We have seen in the last 12 to 18 months while the broader markets may have stayed subdued, creation of small sub-sectors of sorts which are making money. It coincides with what you just said, right? There are enough and more things happening wherein serious entrepreneurs are doing the right work in order to create wealth for the companies and thereby for the shareholders too.

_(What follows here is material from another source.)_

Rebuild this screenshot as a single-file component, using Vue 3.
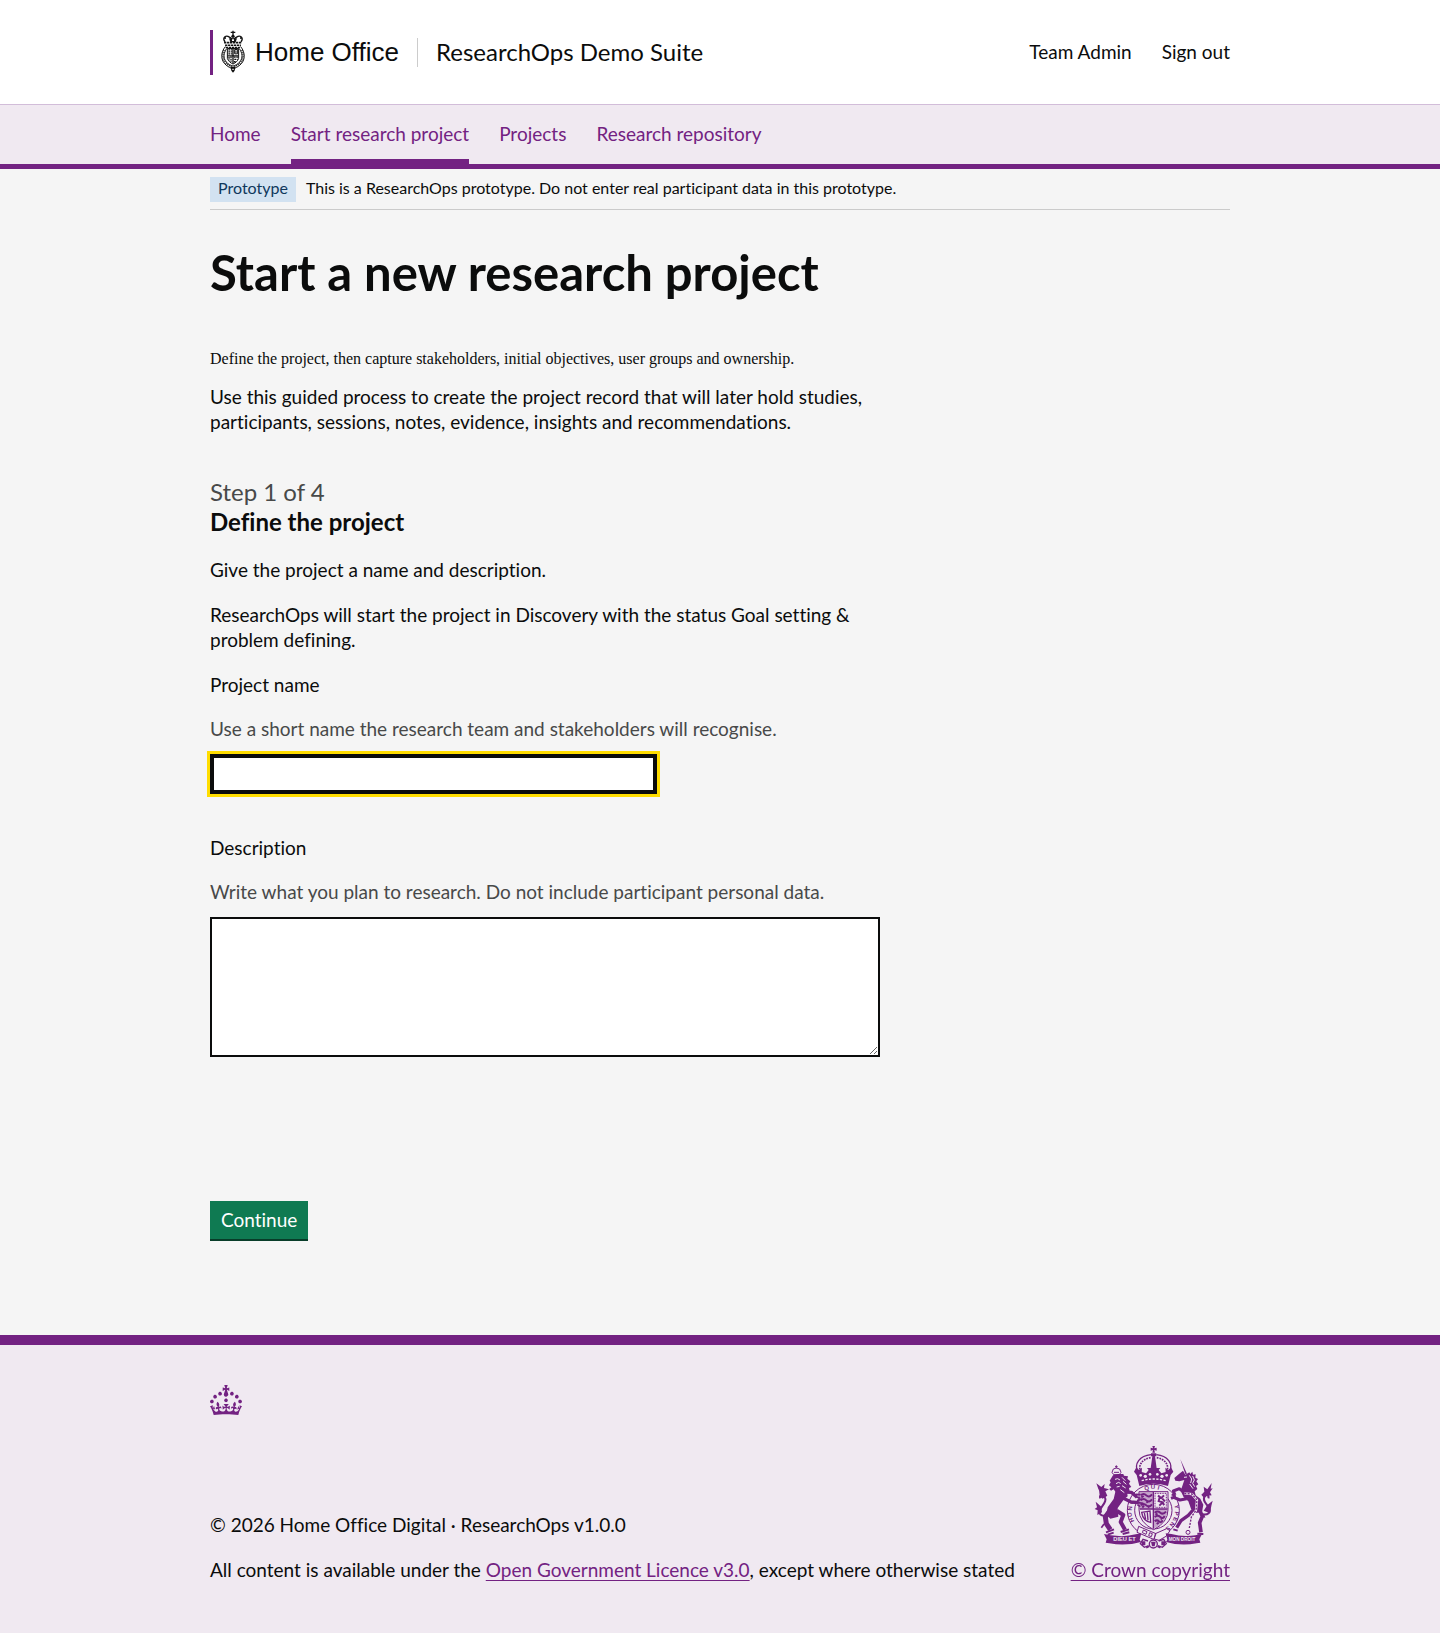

Absolutely. I mean I think we are awash in a place across the market cap spectrum. I mean you have a company like HDFC AMC, which is not a small-cap, come in and virtually triple in a year’s time. That’s a serious-sized gain right there, in a prominent group. Large-cap, in a large industry just coming in and tripling your wealth. So, I don’t think we have any reason to be feeling cheated. People who are investing in mutual funds, index hugging, I think that’s where the problem lies. But, if you are prepared to be a little creative, I think there is more than enough money to be made and you can beat the market handily without any doubt.